_Data block_:
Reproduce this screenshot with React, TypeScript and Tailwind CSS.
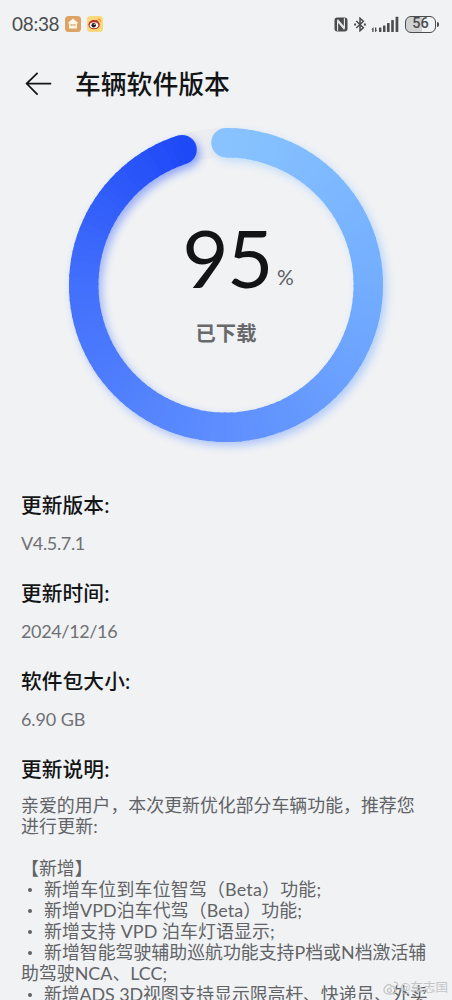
const PROGRESS = 95;
const CENTER = 180;
const RADIUS = 142.3;
const STEPS = 114;

// ring colours, clockwise from the top
const STOPS: [number, number[]][] = [
  [0, [136, 195, 255]],
  [0.26, [114, 172, 255]],
  [0.5, [94, 142, 254]],
  [0.75, [66, 111, 252]],
  [0.95, [30, 73, 247]],
];

const SECTIONS = [
  { title: '更新版本:', value: 'V4.5.7.1', tracking: 'tracking-[-0.35px]' },
  { title: '更新时间:', value: '2024/12/16', tracking: 'tracking-[-0.35px]' },
  { title: '软件包大小:', value: '6.90 GB', tracking: 'tracking-[-0.1px]' },
];

const NOTES = [
  { text: '亲爱的用户，本次更新优化部分车辆功能，推荐您', indent: false, tracking: '' },
  { text: '进行更新:', indent: false, tracking: 'tracking-[0.2px]' },
  { text: '', indent: false, tracking: '' },
  { text: '【新增】', indent: false, tracking: '' },
  { text: '新增车位到车位智驾（Beta）功能;', indent: true, tracking: 'tracking-[0.22px]' },
  { text: '新增VPD泊车代驾（Beta）功能;', indent: true, tracking: 'tracking-[0.1px]' },
  { text: '新增支持 VPD 泊车灯语显示;', indent: true, tracking: 'tracking-[0.1px]' },
  { text: '新增智能驾驶辅助巡航功能支持P档或N档激活辅', indent: true, tracking: '' },
  { text: '助驾驶NCA、LCC;', indent: false, tracking: '' },
  { text: '新增ADS 3D视图支持显示限高杆、快递员、外卖', indent: true, tracking: 'tracking-[-0.1px]' },
];

function colorAt(t: number) {
  let i = 0;
  while (i < STOPS.length - 2 && t > STOPS[i + 1][0]) i++;
  const [t0, c0] = STOPS[i];
  const [t1, c1] = STOPS[i + 1];
  const k = Math.min(1, (t - t0) / (t1 - t0));
  return `rgb(${c0.map((c, n) => Math.round(c + (c1[n] - c) * k)).join(',')})`;
}

function pointAt(t: number) {
  const a = t * Math.PI * 2;
  return { x: CENTER + RADIUS * Math.sin(a), y: CENTER - RADIUS * Math.cos(a) };
}

function Ring() {
  const total = PROGRESS / 100;
  const arcs = Array.from({ length: STEPS }, (_, i) => {
    const t = (i / STEPS) * total;
    const from = pointAt(t);
    const to = pointAt(Math.min(total, ((i + 1.3) / STEPS) * total));
    return { d: `M${from.x} ${from.y}A${RADIUS} ${RADIUS} 0 0 1 ${to.x} ${to.y}`, color: colorAt(t) };
  });
  const start = pointAt(0);
  const end = pointAt(total);

  return (
    <svg viewBox="0 0 360 360" className="col-start-1 row-start-1 h-[360px] w-[360px]">
      <defs>
        <filter id="glow" x="-10%" y="-10%" width="120%" height="120%">
          <feGaussianBlur stdDeviation="4" />
        </filter>
        <g id="arc" fill="none" strokeWidth="29.4">
          <circle cx={start.x} cy={start.y} r="14.7" fill={colorAt(0)} />
          <circle cx={end.x} cy={end.y} r="14.7" fill={colorAt(total)} />
          {arcs.map((a) => <path key={a.d} d={a.d} stroke={a.color} />)}
        </g>
      </defs>
      <circle cx={CENTER} cy={CENTER} r={RADIUS} fill="none" stroke="#ebedf0" strokeWidth="29.4" />
      <use href="#arc" x="3.5" y="4" filter="url(#glow)" opacity="0.45" />
      <use href="#arc" />
    </svg>
  );
}

function StatusBar() {
  return (
    <div className="flex h-12 items-center justify-between pl-3 pr-[13px] text-[#4b4c4e]">
      <div className="flex items-center">
        <span className="w-[48px] whitespace-nowrap text-[19px] tracking-[-0.3px]">08:38</span>
        <svg viewBox="0 0 16 16" className="ml-[5px] h-4 w-4">
          <rect width="16" height="16" rx="3.5" fill="#dca365" />
          <path d="M8 2.6 2.5 7.3h1.6v5.2h7.8V7.3h1.6z" fill="#fff7e8" />
          <path d="M6.2 8v2M8 8v2M9.8 8v2" stroke="#c98f50" strokeWidth=".9" />
        </svg>
        <svg viewBox="0 0 16 16" className="ml-[6px] h-4 w-4">
          <rect width="16" height="16" rx="3.5" fill="#fbd978" />
          <ellipse cx="7.1" cy="8.7" rx="5.7" ry="4.5" fill="#b9322b" />
          <path d="M3 5.8 6.2 3.7l1.5 1 2.4-.6.7 1.9z" fill="#b9322b" />
          <ellipse cx="7" cy="9.2" rx="4.3" ry="3" fill="#fff" />
          <circle cx="6.7" cy="9.2" r="2.2" fill="#29201e" />
          <circle cx="7.3" cy="8.5" r=".6" fill="#fff" />
          <path d="M10.4 3.2c2-.5 3.6 1 3.1 3" fill="none" stroke="#ef9a3c" strokeWidth="1.1" />
        </svg>
      </div>
      <div className="flex items-center">
        {/* NFC */}
        <svg viewBox="0 0 14 15" className="h-[15px] w-[14px]">
          <path d="M3.2.5h7.6a2.7 2.7 0 0 1 2.7 2.7v8.6a2.7 2.7 0 0 1-2.7 2.7H3.2A2.7 2.7 0 0 1 .5 11.8V3.2A2.7 2.7 0 0 1 3.2.5z" fill="currentColor" />
          <path d="M3.6 13.800V4.400l6.800 8M10.400 1.200v9.400l-6.800-8" fill="none" stroke="#f0f2f4" strokeWidth="1.1" />
        </svg>
        {/* Bluetooth */}
        <svg viewBox="0 0 12 15" className="ml-[6px] h-[15px] w-3" fill="none" stroke="currentColor" strokeWidth="1.5">
          <path d="m2.3 4 7 6.7L6 13.8V1.2l3.3 3.1-7 6.7" />
          <path d="M.1 7.5h2M9.9 7.5h2" strokeWidth="1.8" />
        </svg>
        {/* Signal */}
        <svg viewBox="0 0 28 17" className="ml-[5px] h-[17px] w-7" fill="currentColor">
          <path d="m2.1 11.5-1.8 2.1h1v2.5h1.3v-4.6zM4.5 16.1l1.8-2.1h-1v-2.5H4v4.6z" />
          <rect x="8" y="11.5" width="2.4" height="4.6" rx=".5" />
          <rect x="12" y="9.5" width="2.5" height="6.6" rx=".5" />
          <rect x="16" y="7" width="2.6" height="9.1" rx=".5" />
          <rect x="20.2" y="4" width="2.6" height="12.1" rx=".5" />
          <rect x="24.6" y="0.8" width="2.7" height="15.3" rx=".5" />
        </svg>
        <div className="ml-[6px] flex h-[17px] w-[31px] items-center justify-center rounded-[6px] border-[1.5px] border-[#4b4c4e] bg-linear-to-r from-[#cfd1d3] from-55% to-[#f0f2f4] to-55%">
          <span className="font-[Roboto,sans-serif] text-[14.5px] font-medium leading-none">56</span>
        </div>
        <div className="ml-px h-[5px] w-[2px] rounded-r bg-[#4b4c4e]" />
      </div>
    </div>
  );
}

export default function App() {
  return (
    <div className="relative h-[1000px] w-[452px] overflow-hidden bg-[#f0f2f4] font-[Lato,'Noto_Sans_CJK_SC',sans-serif] text-[#131415]">
      <StatusBar />

      <header className="flex h-[72px] items-center pl-[25px]">
        <svg viewBox="0 0 27 24" className="h-6 w-[27px]" fill="none" stroke="currentColor" strokeWidth="1.7">
          <path d="M12.6.8 1.6 11.6l11 11M1.6 11.6h24.6" />
        </svg>
        <h1 className="ml-[23px] mt-0.5 text-[25.8px] font-medium leading-none">车辆软件版本</h1>
      </header>

      <section className="-mt-[15px] grid h-[360px] w-[452px] justify-center">
        <Ring />
        <div className="col-start-1 row-start-1 flex flex-col items-center pt-[107px]">
          <div className="flex items-baseline pl-[24px]">
            <span className="text-[80px] leading-[90px] tracking-[-1.5px]">95</span>
            <span className="relative -top-[3px] ml-[5px] text-[21px] text-[#606164]">%</span>
          </div>
          <span className="mt-[18px] text-[20.3px] font-bold leading-[26px] text-[#68696b]">已下载</span>
        </div>
      </section>

      <main className="pl-[21px] pt-[27px]">
        {SECTIONS.map((s) => (
          <section key={s.title} className="h-[88px]">
            <h2 className="text-[20.7px] font-medium leading-[27px] tracking-[0.1px]">{s.title}</h2>
            <p className={`mt-[12px] text-[18px] leading-[24px] text-[#707174] ${s.tracking}`}>{s.value}</p>
          </section>
        ))}
        <h2 className="text-[20.7px] font-medium leading-[27px] tracking-[0.1px]">更新说明:</h2>
        <div className="mt-3 text-[17.9px] leading-[21px] text-[#626366]">
          {NOTES.map((n, i) => (
            <div key={i} className="flex h-[21px] whitespace-pre">
              {n.indent && (
                <span className="flex w-[23px] items-center pl-[7px]">
                  <span className="h-[4px] w-[4px] rounded-full bg-[#626366]" />
                </span>
              )}
              <span className={n.tracking}>{n.text}</span>
            </div>
          ))}
        </div>
      </main>

      {/* Watermark */}
      <div className="absolute left-[383px] top-[981px] flex items-center gap-px whitespace-nowrap text-[#c3c5c7]">
        <svg viewBox="0 0 16 14" className="h-[14px] w-4" fill="none" stroke="currentColor" strokeWidth="1.3">
          <path d="M6.2 3.5C3.5 3.8.9 6.6.9 9c0 2.6 2.7 4.2 5.7 4.2 3.7 0 6-2 6-4 0-1.4-1-2-1.8-2.2.6-1.5-.3-2.3-2.9-1.3.2-1.4-.4-2.3-1.7-2.2z" />
          <circle cx="6.4" cy="9.3" r="2" />
          <path d="M11 1.2c2.4-.4 4.3 1.5 3.8 3.9" />
        </svg>
        <span className="text-[12.5px] leading-[14px]">@车志国</span>
      </div>
    </div>
  );
}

_Problem to solve_: Reproduce only the lines from the beginning of the data through the line that contains "const end = pointAt(total);", both included, and please drop the pictures.

_Response below_:
Reproduce this screenshot with React, TypeScript and Tailwind CSS.
const PROGRESS = 95;
const CENTER = 180;
const RADIUS = 142.3;
const STEPS = 114;

// ring colours, clockwise from the top
const STOPS: [number, number[]][] = [
  [0, [136, 195, 255]],
  [0.26, [114, 172, 255]],
  [0.5, [94, 142, 254]],
  [0.75, [66, 111, 252]],
  [0.95, [30, 73, 247]],
];

const SECTIONS = [
  { title: '更新版本:', value: 'V4.5.7.1', tracking: 'tracking-[-0.35px]' },
  { title: '更新时间:', value: '2024/12/16', tracking: 'tracking-[-0.35px]' },
  { title: '软件包大小:', value: '6.90 GB', tracking: 'tracking-[-0.1px]' },
];

const NOTES = [
  { text: '亲爱的用户，本次更新优化部分车辆功能，推荐您', indent: false, tracking: '' },
  { text: '进行更新:', indent: false, tracking: 'tracking-[0.2px]' },
  { text: '', indent: false, tracking: '' },
  { text: '【新增】', indent: false, tracking: '' },
  { text: '新增车位到车位智驾（Beta）功能;', indent: true, tracking: 'tracking-[0.22px]' },
  { text: '新增VPD泊车代驾（Beta）功能;', indent: true, tracking: 'tracking-[0.1px]' },
  { text: '新增支持 VPD 泊车灯语显示;', indent: true, tracking: 'tracking-[0.1px]' },
  { text: '新增智能驾驶辅助巡航功能支持P档或N档激活辅', indent: true, tracking: '' },
  { text: '助驾驶NCA、LCC;', indent: false, tracking: '' },
  { text: '新增ADS 3D视图支持显示限高杆、快递员、外卖', indent: true, tracking: 'tracking-[-0.1px]' },
];

function colorAt(t: number) {
  let i = 0;
  while (i < STOPS.length - 2 && t > STOPS[i + 1][0]) i++;
  const [t0, c0] = STOPS[i];
  const [t1, c1] = STOPS[i + 1];
  const k = Math.min(1, (t - t0) / (t1 - t0));
  return `rgb(${c0.map((c, n) => Math.round(c + (c1[n] - c) * k)).join(',')})`;
}

function pointAt(t: number) {
  const a = t * Math.PI * 2;
  return { x: CENTER + RADIUS * Math.sin(a), y: CENTER - RADIUS * Math.cos(a) };
}

function Ring() {
  const total = PROGRESS / 100;
  const arcs = Array.from({ length: STEPS }, (_, i) => {
    const t = (i / STEPS) * total;
    const from = pointAt(t);
    const to = pointAt(Math.min(total, ((i + 1.3) / STEPS) * total));
    return { d: `M${from.x} ${from.y}A${RADIUS} ${RADIUS} 0 0 1 ${to.x} ${to.y}`, color: colorAt(t) };
  });
  const start = pointAt(0);
  const end = pointAt(total);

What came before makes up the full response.